Film & TV

Anti-Advent Calendar #3

Christmas. It’s a bit full on, isn’t it? The month’s just begun and we’ve already been bombarded with weeks of songs about drunk New Yorkers, adverts about sodding penguins and lists. Lists and lists and lists. So here at Impact Film & TV, we’re making our own list. Checking it thrice. On to day three…

The most widely seen film of legendary Brit director Peter Greenaway (this year’s winner of the Outstanding Contribution To Cinema BAFTA, just sayin’), 1989’s The Cook, The Thief, His Wife And Her Lover is a Hieronymus Bosch of a film. A maelstrom of excess back in the decade when such films were referred to as “a criticism of Thatcherite government”, TCTTHWAHR is confined to and concerns the goings-on at Le Hollandais Restaurant, owned by nefarious local gangster Albert Spica (a thundering Michael Gambon, unrecognisable to those who just know him as the latter Dumbledore).
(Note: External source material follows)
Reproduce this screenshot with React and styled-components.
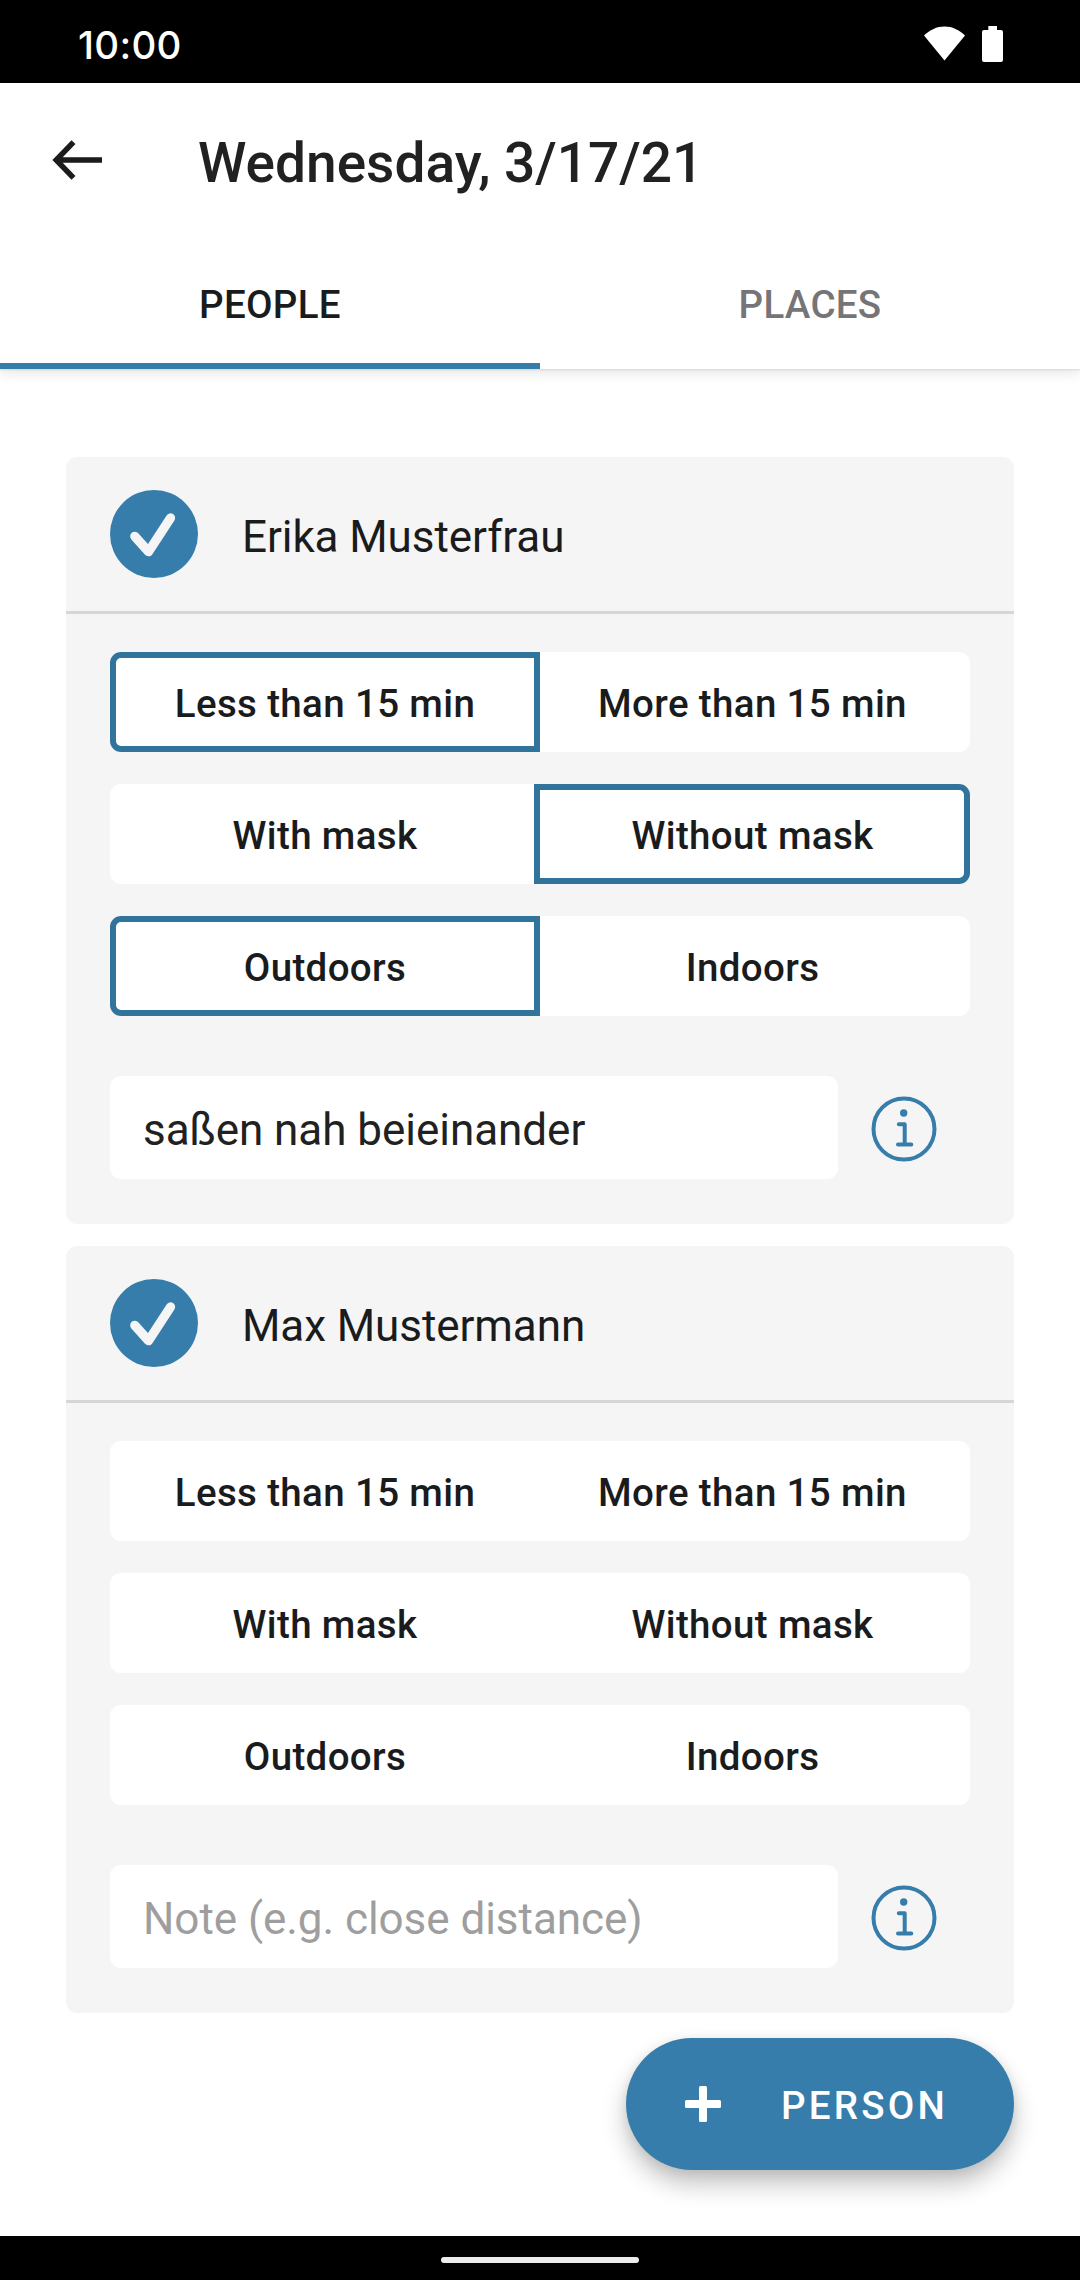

Tyrannically presiding over his court of cuisine, every night he subjects his patrons, fellow crooks and spiritually bruised yet physically stoic wife Georgina (a typically fantastic Helen Mirren) to a coruscating verbal torrent and oafish aggression. To the amusement of the equally victimised staff, Georgina begins and maintains an affair with the quiet, bookish gentleman who visits every night right under Albert’s nose. But it’s only a matter of time till her finds out…

The actors! The costumes! The sets! The relentlessly driving Nyman score! The sheer oppressive cruelty! At Christmastime one expects a feast, and The Cook serves up something unforgettable. To quote the tagline, bon appétit!